More than 50 years after his creation as a comic book character, Black Panther has finally made the leap to the big screen under the direction of Ryan Coogler. It’s a spectacular debut for the character and an impressive step forward for the director.
In his feature debut, Fruitvale Station, Coogler drew from real-life inspiration to recreate events that were truly infuriating and monstrously evil. He then reinvigorated the Rocky Balboa franchise with Creed by centering it around a son who has lost his father and is seeking to forge his own persona. Both films integrated social issues into their narrative fabric quite naturally, even though Creed was angled more as a sports drama.
Coogler’s increasingly confident direction ensures that Black Panther is often mesmerizing, at least in the extended scenes that lie in between its action sequences. He brings social issues to life with a firm sense of what’s at stake. Written by Coogler and Joe Robert Cole, Black Panther taps into a similar fount of familial loss and long-simmering, righteous bitterness as Coogler’s earlier efforts, and again revolves around Michael B. Jordan.
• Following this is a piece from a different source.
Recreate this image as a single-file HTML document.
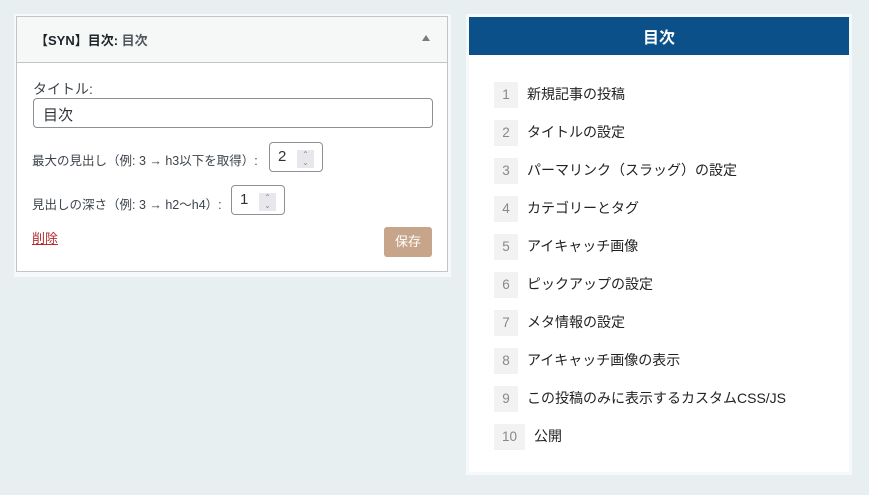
<!DOCTYPE html>
<html><head><meta charset="utf-8"><style>
*{box-sizing:border-box;margin:0;padding:0}
body{width:869px;height:495px;background:#e8eff1;font-family:"Liberation Sans","Noto Sans CJK JP",sans-serif;position:relative;overflow:hidden;color:#1d2327}
.lo{position:absolute;left:14px;top:14px;width:437px;height:263px;background:#f6f9fa}
.lw{position:absolute;left:16px;top:16px;width:432px;height:256px;background:#fff;border:1px solid #c3c4c7}
.lh{height:46px;background:#f6f7f7;border-bottom:1px solid #c3c4c7;font-size:13px;font-weight:bold;padding:13px 0 0 18px;position:relative}
.lh span{color:#50575e}
.tri{position:absolute;right:17px;top:18px;width:0;height:0;border-left:4px solid transparent;border-right:4px solid transparent;border-bottom:6px solid #787c82}
.t{position:absolute;font-size:13px;color:#3c434a}
.inp{position:absolute;border:1px solid #8c8f94;border-radius:4px;background:#fff;font-size:15px;color:#2c3338}
.sp{position:absolute;top:7px;width:17px;height:18px;background:#e8e8ec;color:#8a8a90;font-size:8px;line-height:8px;text-align:center;padding-top:1px}
.ro{position:absolute;left:466px;top:14px;width:386px;height:461px;background:#f6f9fb}
.rw{position:absolute;left:469px;top:17px;width:380px;height:455px;background:#fff}
.rh{height:38px;background:#0b5089;color:#fff;font-weight:bold;font-size:16px;text-align:center;line-height:38px;padding-top:3px}
.it{position:absolute;left:25px;height:26px;font-size:14px;line-height:26px;color:#222}
.n{display:inline-block;width:24px;height:26px;background:#f2f2f2;color:#888;text-align:center;margin-right:9px;font-size:13.5px}
</style></head><body>
<div class="lo"></div>
<div class="lw">
<div class="lh">【SYN】目次: <span>目次</span><div class="tri"></div></div>
<div class="t" style="left:16px;top:62px;font-size:14px">タイトル:</div>
<div class="inp" style="left:16px;top:81px;width:400px;height:30px;padding:5px 9px">目次</div>
<div class="t" style="left:15px;top:133px;font-size:12.5px">最大の見出し（例: 3 → h3以下を取得）:</div>
<div class="inp" style="left:252px;top:125px;width:54px;height:30px;padding:5px 8px">2<div class="sp" style="left:27px">⌃<br>⌄</div></div>
<div class="t" style="left:15px;top:177px;font-size:12.5px">見出しの深さ（例: 3 → h2〜h4）:</div>
<div class="inp" style="left:214px;top:168px;width:54px;height:30px;padding:5px 8px">1<div class="sp" style="left:27px">⌃<br>⌄</div></div>
<div class="t" style="left:15px;top:211px;color:#b32d2e;text-decoration:underline">削除</div>
<div style="position:absolute;left:367px;top:210px;width:48px;height:30px;background:#c6a58a;border-radius:3px;color:#fff;font-size:13px;text-align:center;line-height:30px">保存</div>
</div>
<div class="ro"></div>
<div class="rw">
<div class="rh">目次</div>
<div class="it" style="top:64px"><span class="n">1</span>新規記事の投稿</div>
<div class="it" style="top:102px"><span class="n">2</span>タイトルの設定</div>
<div class="it" style="top:140px"><span class="n">3</span>パーマリンク（スラッグ）の設定</div>
<div class="it" style="top:178px"><span class="n">4</span>カテゴリーとタグ</div>
<div class="it" style="top:216px"><span class="n">5</span>アイキャッチ画像</div>
<div class="it" style="top:254px"><span class="n">6</span>ピックアップの設定</div>
<div class="it" style="top:292px"><span class="n">7</span>メタ情報の設定</div>
<div class="it" style="top:330px"><span class="n">8</span>アイキャッチ画像の表示</div>
<div class="it" style="top:368px"><span class="n">9</span>この投稿のみに表示するカスタムCSS/JS</div>
<div class="it" style="top:406px"><span class="n" style="width:31px">10</span>公開</div>
</div>
</body></html>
It should be noted that Jordan is playing, not the protagonist but an antagonist, an initially mysterious young man who is first seen in association with brazen criminal Orlando Klaue (Andy Serkis). By far, Jordan ends up playing the most significant, if off-putting, individual in the movie, though much of the film takes place from the perspective of T’Challa (Chadwick Boseman). His father was killed in a previous Marvel blockbuster, which means he is now expected to assume rulership in the nation of Wakanda.
In the opening moments of the film, we learn that Wakanda is one of the few places on earth where the rare metal known as vibranium can be found, enabling a rich trove of technological wonders to be developed, and enabling the country to provide all that its native citizens need (or want). To protect its own interests and prevent other nations from intruding/stealing their treasured assets, Wakanda has maintained a policy of strict secrecy about their true assets. To outsiders, Wakanda appears to be a “third-world” country, awash in poverty with nothing to offer in trade with other nations.
But on a planet where millions of disadvantaged people far outnumber the privileged few, is Wakanda’s policy safe or selfish? Is is time for revolution? Or will T’Challa follow the course endorsed by his father?
The most immediate and noteworthy feature of Black Panther is that nearly all the roles are portrayed by people of color. While there are a couple of white faces that pop up in supporting roles, they are really of no consequence to the overall narrative arc that director Coogler is telling.
That in itself is refreshing for a superhero movie, but even more important is that the story is vital, relevant, and layered. More so than other Marvel comic book movies, Black Panther is meaningful for its characters as well as to the giant world that lives outside the boundaries of Wakanda.
It’s meaningful, for example, when T’Challa must defend his right to rule without the aid of the enhanced powers that mark a superhero. It’s purely one individual pitted against another, which makes him all the more relatable. It’s meaningful that Okoye (Danai Gurira) leads the Dora Milaje, a fierce fighting force that is entirely female; they defend the throne and the nation, and their loyalty and fighting skills are not questioned.
Not that the film is entirely a sober affair. T’Challa has a good, loving relationship with his mother Ramonda (Angela Bassett) and his younger sister Shuri (Letitia Wright), a tech wiz who more than holds her own on screen, as well as Nakia (Lupita Nyong’0), a former romantic interest who remains a friend.
All the actors add their own grace notes to their performances. Really, the only area is which the film falls back a bit is in its reliance on visual effects to play a primary role in the action sequences, a common shortcoming in recent superhero movies.
Beyond that, however, Black Panther truly stands out for the strength of its dramatic convictions, which bolster its high degree of entertainment value. It’s a serious film that’s a pleasure to watch.
The film opens on Friday, February 16, in theaters throughout Dallas and the known world.